- Requirement -
Return the whole listing, line for line, without the pictures in it.

─── Material provided

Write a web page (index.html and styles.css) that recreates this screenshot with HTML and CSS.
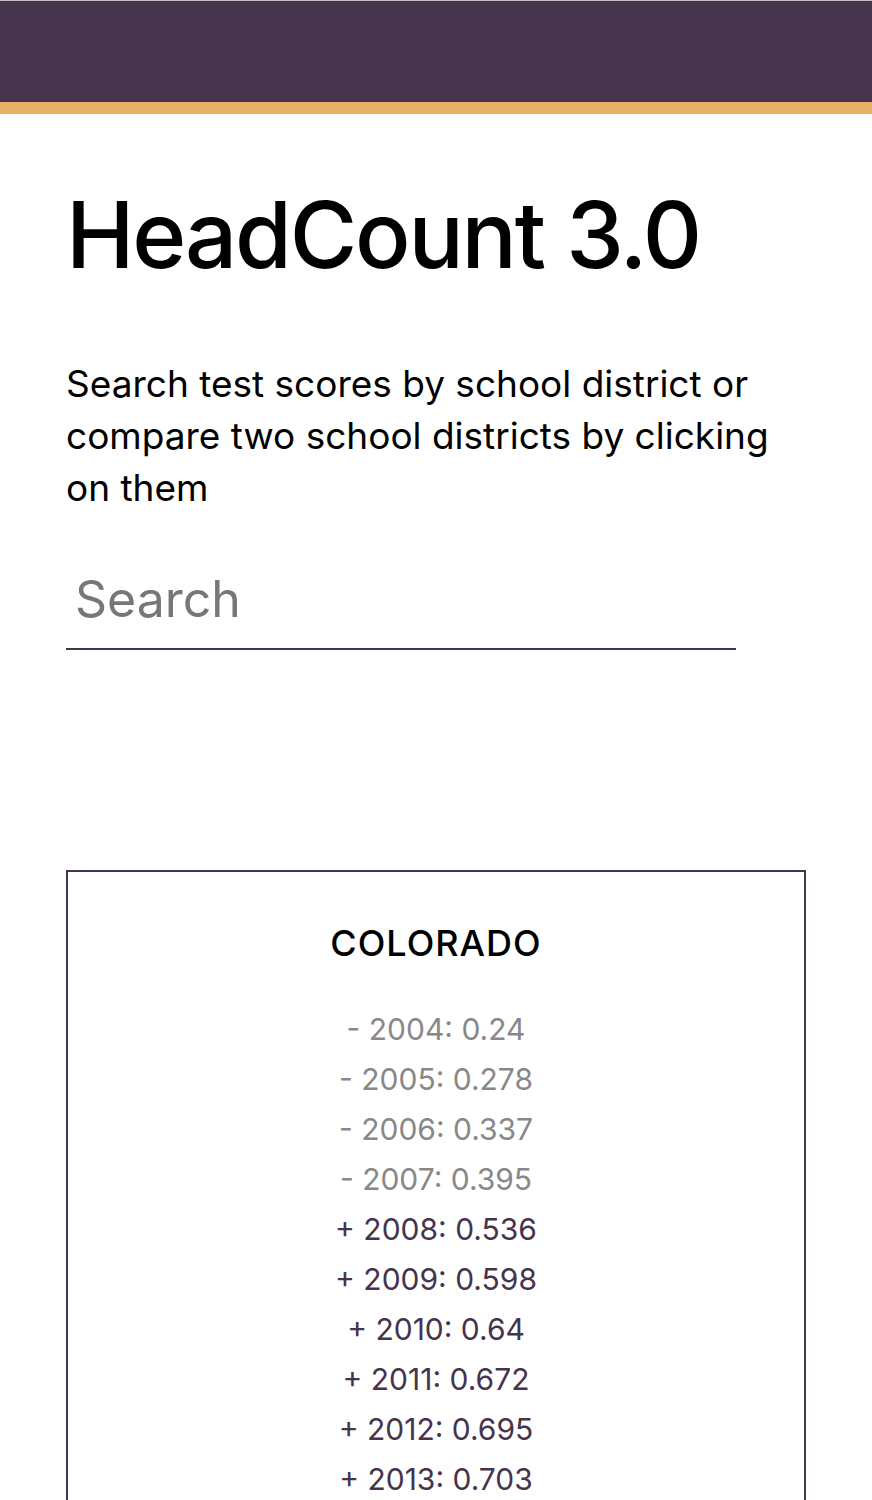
FILE: index.html
```html
<!DOCTYPE html>
<html lang="en">
<head>
<meta charset="utf-8">
<title>HeadCount 3.0</title>
<link rel="stylesheet" href="styles.css">
</head>
<body>
<header class="topbar"></header>
<main class="page">
  <h1 class="title">HeadCount 3.0</h1>
  <p class="intro">Search test scores by school district or compare two school districts by clicking on them</p>
  <input class="search" type="text" placeholder="Search">
  <section class="card">
    <h2 class="card-title">COLORADO</h2>
    <ul class="years">
      <li class="down">- 2004: 0.24</li>
      <li class="down">- 2005: 0.278</li>
      <li class="down">- 2006: 0.337</li>
      <li class="down">- 2007: 0.395</li>
      <li class="up">+ 2008: 0.536</li>
      <li class="up">+ 2009: 0.598</li>
      <li class="up">+ 2010: 0.64</li>
      <li class="up">+ 2011: 0.672</li>
      <li class="up">+ 2012: 0.695</li>
      <li class="up">+ 2013: 0.703</li>
      <li class="up">+ 2014: 0.724</li>
    </ul>
  </section>
</main>
</body>
</html>
```
FILE: styles.css
```css
html, body {
  margin: 0;
  padding: 0;
  background: #ffffff;
}
body {
  font-family: "Inter", "Liberation Sans", sans-serif;
  color: #000;
  border-top: 1px solid #c4c0c5;
}
.topbar {
  height: 101px;
  background: #46334c;
  border-bottom: 12px solid #e8b062;
}
.page {
  padding: 0 66px;
}
.title {
  margin: 66px 0 0;
  font-size: 92px;
  font-weight: 500;
  line-height: 110px;
  letter-spacing: -2.2px;
}
.intro {
  margin: 68px 0 0;
  font-size: 37px;
  font-weight: 400;
  line-height: 52px;
  letter-spacing: 0;
}
.search {
  display: block;
  box-sizing: border-box;
  width: 670px;
  height: 90px;
  margin: 46px 0 0;
  padding: 0 10px 10px 9px;
  border: none;
  border-bottom: 2px solid #46334c;
  outline: none;
  font-family: inherit;
  font-size: 50px;
  color: #000;
  background: transparent;
}
.search::placeholder {
  color: #777;
}
.card {
  box-sizing: border-box;
  width: 740px;
  margin-top: 220px;
  padding: 49px 0 40px;
  border: 2px solid #46334c;
  text-align: center;
}
.card-title {
  margin: 0;
  font-size: 36px;
  font-weight: 500;
  line-height: 44px;
  letter-spacing: 1px;
}
.years {
  list-style: none;
  margin: 39px 0 0;
  padding: 0;
}
.years li {
  font-size: 30px;
  line-height: 50px;
}
.years .down {
  color: #888888;
}
.years .up {
  color: #46334c;
}
```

──────

- Solved problem -
Write a web page (index.html and styles.css) that recreates this screenshot with HTML and CSS.
FILE: index.html
```html
<!DOCTYPE html>
<html lang="en">
<head>
<meta charset="utf-8">
<title>HeadCount 3.0</title>
<link rel="stylesheet" href="styles.css">
</head>
<body>
<header class="topbar"></header>
<main class="page">
  <h1 class="title">HeadCount 3.0</h1>
  <p class="intro">Search test scores by school district or compare two school districts by clicking on them</p>
  <input class="search" type="text" placeholder="Search">
  <section class="card">
    <h2 class="card-title">COLORADO</h2>
    <ul class="years">
      <li class="down">- 2004: 0.24</li>
      <li class="down">- 2005: 0.278</li>
      <li class="down">- 2006: 0.337</li>
      <li class="down">- 2007: 0.395</li>
      <li class="up">+ 2008: 0.536</li>
      <li class="up">+ 2009: 0.598</li>
      <li class="up">+ 2010: 0.64</li>
      <li class="up">+ 2011: 0.672</li>
      <li class="up">+ 2012: 0.695</li>
      <li class="up">+ 2013: 0.703</li>
      <li class="up">+ 2014: 0.724</li>
    </ul>
  </section>
</main>
</body>
</html>
```
FILE: styles.css
```css
html, body {
  margin: 0;
  padding: 0;
  background: #ffffff;
}
body {
  font-family: "Inter", "Liberation Sans", sans-serif;
  color: #000;
  border-top: 1px solid #c4c0c5;
}
.topbar {
  height: 101px;
  background: #46334c;
  border-bottom: 12px solid #e8b062;
}
.page {
  padding: 0 66px;
}
.title {
  margin: 66px 0 0;
  font-size: 92px;
  font-weight: 500;
  line-height: 110px;
  letter-spacing: -2.2px;
}
.intro {
  margin: 68px 0 0;
  font-size: 37px;
  font-weight: 400;
  line-height: 52px;
  letter-spacing: 0;
}
.search {
  display: block;
  box-sizing: border-box;
  width: 670px;
  height: 90px;
  margin: 46px 0 0;
  padding: 0 10px 10px 9px;
  border: none;
  border-bottom: 2px solid #46334c;
  outline: none;
  font-family: inherit;
  font-size: 50px;
  color: #000;
  background: transparent;
}
.search::placeholder {
  color: #777;
}
.card {
  box-sizing: border-box;
  width: 740px;
  margin-top: 220px;
  padding: 49px 0 40px;
  border: 2px solid #46334c;
  text-align: center;
}
.card-title {
  margin: 0;
  font-size: 36px;
  font-weight: 500;
  line-height: 44px;
  letter-spacing: 1px;
}
.years {
  list-style: none;
  margin: 39px 0 0;
  padding: 0;
}
.years li {
  font-size: 30px;
  line-height: 50px;
}
.years .down {
  color: #888888;
}
.years .up {
  color: #46334c;
}
```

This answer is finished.